Apart from the burning desire to cross the Andes, this brief interlude with Mendoza is more for relaxation and another spot of wine tasting. As one of the nine Great Wine Capitals in Latin America and also home to hundreds of wineries, this is a good enough reason to indulge a little.
Anyone for a tipple?
Following a deliciously pleasant wine tasting experience in Chile’s Santa Cruz, it is time once again to partake and savour the first Argentine wine to enter the international market in the late 1800s: Trapiche wine.

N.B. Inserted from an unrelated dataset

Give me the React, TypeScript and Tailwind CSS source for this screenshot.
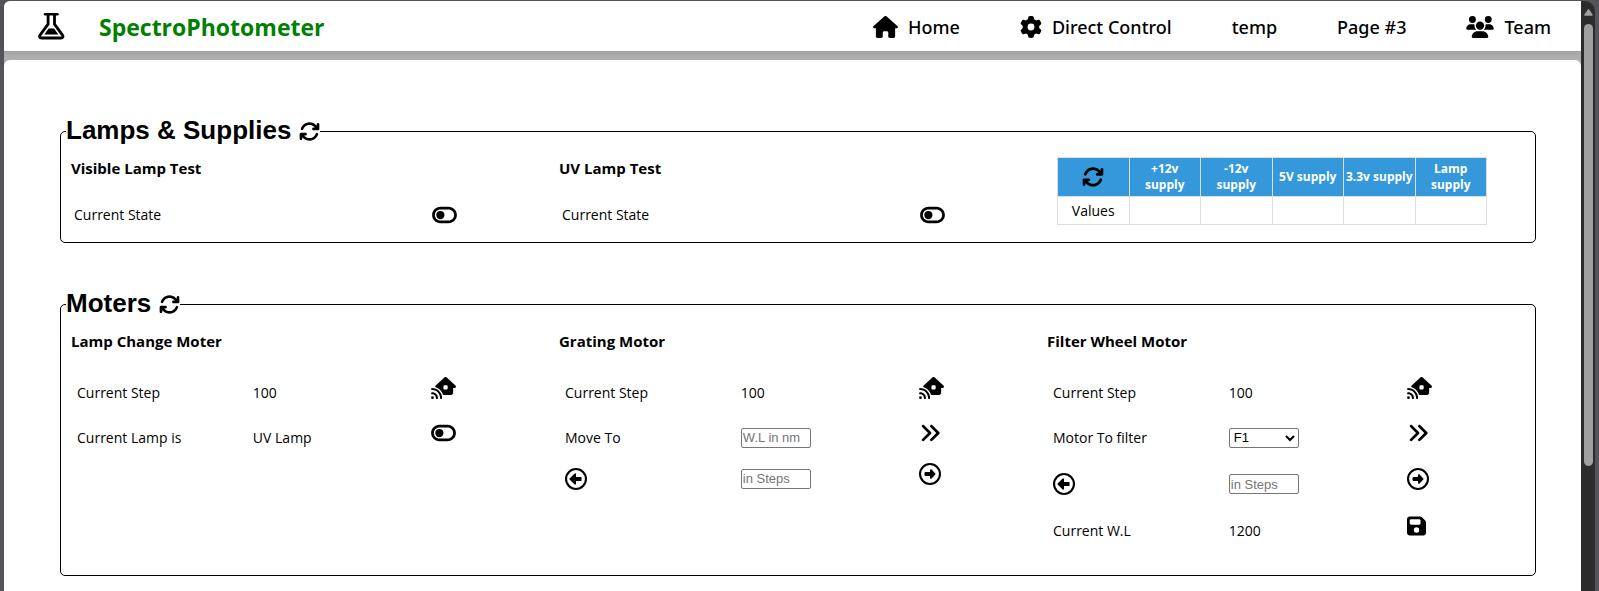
import type { ReactNode } from "react";
import {
  FaAnglesRight,
  FaArrowsRotate,
  FaFloppyDisk,
  FaGear,
  FaHouse,
  FaHouseSignal,
  FaRegCircleLeft,
  FaRegCircleRight,
  FaToggleOff,
  FaUsers,
} from "react-icons/fa6";

const squareIcon = "h-[22px] w-[22px]";
const wideIcon = "h-[22px] w-[25px]";

function FlaskLogo() {
  return (
    <svg viewBox="0 0 27 27" className="h-[27px] w-[27px]" aria-hidden="true">
      <path d="M7 1.300h12.500" stroke="#000" strokeWidth="2.400" strokeLinecap="round" fill="none" />
      <path
        d="M10.100 2v9.200L2.200 21.800c-1.300 1.900-.6 3.200 1.300 3.200h19.500c1.900 0 2.600-1.300 1.300-3.200L16.500 11.200V2"
        stroke="#000"
        strokeWidth="2.800"
        strokeLinejoin="round"
        fill="none"
      />
      <path d="M10.600 15.600h5.400l4.300 5.900H6.300z" fill="#000" />
    </svg>
  );
}

function NavLink({ icon, children }: { icon?: ReactNode; children: ReactNode }) {
  return (
    <a href="#" className="flex items-center gap-2.5 font-['Noto_Sans',sans-serif] text-lg font-medium whitespace-nowrap">
      {icon}
      <span>{children}</span>
    </a>
  );
}

function IconButton({ label, children }: { label: string; children: ReactNode }) {
  return (
    <button type="button" aria-label={label} className="block">
      {children}
    </button>
  );
}

function Panel({ title, children }: { title: string; children: ReactNode }) {
  return (
    <fieldset className="rounded-[5px] border border-black px-[5px]">
      <legend className="flex h-[30px] items-center gap-2 font-['Liberation_Sans',sans-serif] text-[26px] font-bold">
        {title}
        <button type="button" aria-label={`Refresh ${title}`} className="text-[21px]">
          <FaArrowsRotate />
        </button>
      </legend>
      <div className="grid grid-cols-3 items-start">{children}</div>
    </fieldset>
  );
}

function Heading({ children }: { children: ReactNode }) {
  return <h2 className="mt-2.5 text-[15px] leading-6 font-bold">{children}</h2>;
}

function LampTest({ title }: { title: string }) {
  return (
    <section className="px-[5px] pb-[11px]">
      <Heading>{title}</Heading>
      <div className="mt-[19px] grid h-8 grid-cols-[75%_1fr] items-center">
        <span className="pl-[3px]">Current State</span>
        <div className="pl-0.5">
          <IconButton label={`Toggle ${title}`}>
            <FaToggleOff className={wideIcon} />
          </IconButton>
        </div>
      </div>
    </section>
  );
}

function SupplyTable() {
  const cell = "border border-[#ddd] px-0.5";
  return (
    <table className="mt-[11px] ml-[15px] w-[430px] table-fixed border-collapse text-center">
      <thead>
        <tr className="h-[39px] bg-[#3498db] text-xs leading-4 font-bold text-white">
          <th className={cell}>
            <button type="button" aria-label="Refresh supplies" className="mx-auto block text-[22px] text-black">
              <FaArrowsRotate />
            </button>
          </th>
          <th className={cell}>+12v supply</th>
          <th className={cell}>-12v supply</th>
          <th className={cell}>5V supply</th>
          <th className="border border-[#ddd] whitespace-nowrap">3.3v supply</th>
          <th className={cell}>Lamp supply</th>
        </tr>
      </thead>
      <tbody>
        <tr className="h-7">
          <td className={cell}>Values</td>
          <td className={cell} />
          <td className={cell} />
          <td className={cell} />
          <td className={cell} />
          <td className={cell} />
        </tr>
      </tbody>
    </table>
  );
}

function MotorRow({
  label,
  value,
  action,
  height = "h-[45px]",
}: {
  label: ReactNode;
  value: ReactNode;
  action: ReactNode;
  height?: string;
}) {
  return (
    <div className={`grid grid-cols-[37%_38%_1fr] items-center ${height}`}>
      <div className="pl-1.5">{label}</div>
      <div className="pl-[5px]">{value}</div>
      <div className="pb-2.5 pl-0.5">{action}</div>
    </div>
  );
}

function Motor({ title, children }: { title: string; children: ReactNode }) {
  return (
    <section className="px-[5px] pb-[22px]">
      <Heading>{title}</Heading>
      <div className="mt-[17px]">{children}</div>
    </section>
  );
}

const field =
  "block h-5 w-[70px] rounded-[2px] border border-[#767676] bg-white font-['Liberation_Sans',sans-serif] text-[13px] leading-4";

function StepsRow({ name, height }: { name: string; height: string }) {
  return (
    <MotorRow
      height={height}
      label={
        <IconButton label={`${name} back`}>
          <FaRegCircleLeft className={squareIcon} />
        </IconButton>
      }
      value={<input aria-label={`${name} steps`} placeholder="in Steps" className={`${field} px-px placeholder:text-[#757575]`} />}
      action={
        <IconButton label={`${name} forward`}>
          <FaRegCircleRight className={squareIcon} />
        </IconButton>
      }
    />
  );
}

function HomeButton() {
  return (
    <IconButton label="Move home">
      <FaHouseSignal className={wideIcon} />
    </IconButton>
  );
}

function GoButton() {
  return (
    <IconButton label="Go">
      <FaAnglesRight className={squareIcon} />
    </IconButton>
  );
}

export default function App() {
  return (
    <div className="flex h-screen overflow-hidden bg-[#54555a] pt-px pr-1 pl-1 font-['Open_Sans','Noto_Sans',sans-serif] text-sm text-black">
      <div className="flex min-w-0 flex-1 flex-col rounded-tl-[6px] bg-[#b0b0b0]">
        <header className="flex h-[50px] shrink-0 items-center rounded-tl-[6px] bg-white pr-[30px] pl-[34px] shadow-[0_2px_6px_rgba(0,0,0,0.12)]">
          <FlaskLogo />
          <h1 className="ml-[34px] pt-0.5 text-[23px] font-bold text-[#008000]">SpectroPhotometer</h1>
          <nav className="ml-auto flex items-center gap-[60px] pt-0.5">
            <NavLink icon={<FaHouse className={wideIcon} />}>Home</NavLink>
            <NavLink icon={<FaGear className={squareIcon} />}>Direct Control</NavLink>
            <NavLink>temp</NavLink>
            <NavLink>Page #3</NavLink>
            <NavLink icon={<FaUsers className="h-[22px] w-7" />}>Team</NavLink>
          </nav>
        </header>
        <main className="mt-[9px] flex flex-1 flex-col gap-[46px] rounded-t-[6px] bg-white px-[45px] pt-14 pl-14">
          <Panel title="Lamps & Supplies">
            <LampTest title="Visible Lamp Test" />
            <LampTest title="UV Lamp Test" />
            <SupplyTable />
          </Panel>
          <Panel title="Moters">
            <Motor title="Lamp Change Moter">
              <MotorRow label="Current Step" value="100" action={<HomeButton />} />
              <MotorRow
                label="Current Lamp is"
                value="UV Lamp"
                action={
                  <IconButton label="Switch lamp">
                    <FaToggleOff className={wideIcon} />
                  </IconButton>
                }
              />
            </Motor>
            <Motor title="Grating Motor">
              <MotorRow label="Current Step" value="100" action={<HomeButton />} />
              <MotorRow
                label={<label htmlFor="wavelength">Move To</label>}
                value={<input id="wavelength" placeholder="W.L in nm" className={`${field} px-px placeholder:text-[#757575]`} />}
                action={<GoButton />}
              />
              <StepsRow name="Grating" height="h-[37px]" />
            </Motor>
            <Motor title="Filter Wheel Motor">
              <MotorRow label="Current Step" value="100" action={<HomeButton />} />
              <MotorRow
                label={<label htmlFor="filter">Motor To filter</label>}
                value={
                  <select id="filter" className={field}>
                    <option>F1</option>
                    <option>F2</option>
                    <option>F3</option>
                  </select>
                }
                action={<GoButton />}
              />
              <StepsRow name="Filter" height="h-12" />
              <MotorRow
                label="Current W.L"
                value="1200"
                action={
                  <IconButton label="Save">
                    <FaFloppyDisk className="h-[22px] w-[19px]" />
                  </IconButton>
                }
              />
            </Motor>
          </Panel>
        </main>
      </div>
      <div className="flex w-[14px] shrink-0 flex-col items-center rounded-tr-[10px] bg-[#2c2c2c] pt-2">
        <svg viewBox="0 0 9 7" className="h-[7px] w-[9px]" aria-hidden="true">
          <path d="M4.500 0.800L8 6H1z" fill="#9f9f9f" stroke="#9f9f9f" strokeWidth="1.500" strokeLinejoin="round" />
        </svg>
        <div className="mt-2 h-[76%] w-[9px] rounded-full bg-[#9f9f9f]" />
      </div>
    </div>
  );
}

And as the largest producer of wine in Argentina with over 1,000 hectares spanning several Mendoza vineyards, the Malbec is a favourite.
At the foot of the Andes in Maipú and surrounded by olive trees, immerse yourself in the elegance that the El Trapiche vineyard exudes, which dates back to 1883.
Enjoy a smooth wine-tasting experience, delivered with a polished but sincere style and charm.
The Florentine-style building from the 1912 era complete with its own railway tracks, graces the picturesque grounds, creating an inviting backdrop on your arrival to explore and relax, whilst wine tasting.
But first, a brief lesson and explanation in wine-making divulges that the vineyard imports French Oak Barrels, as these are optimal for wine and also uses stainless steel tanks, in the wine’s process.
As it is winter the wine is not currently being processed – just aged slowly and gently…
And now, on to a selection of delightful wines for our delectation with some nibbles as accompaniments.
All amazingly wonderful and you quickly understand how Trapiche continues to win international awards, and continually perfecting the art of wine-making, already with over 130 years of experience under its belt.
Trapiche’s philosophy believes in ecological agriculture, thus retaining the crop’s natural properties to eliminate using ‘chemicals, herbicides, and fungicides and calculating the moon cycles for the harvest’.
Heading north to Salta
Eager to see the expansive Atacama Desert, heading north to Salta is the next adventure.
Mentally preparing for the long-haul overnight Andesmar bus journey, which is scheduled to take over 19 hours, and hope that this journey doesn’t take us into the Andes once more.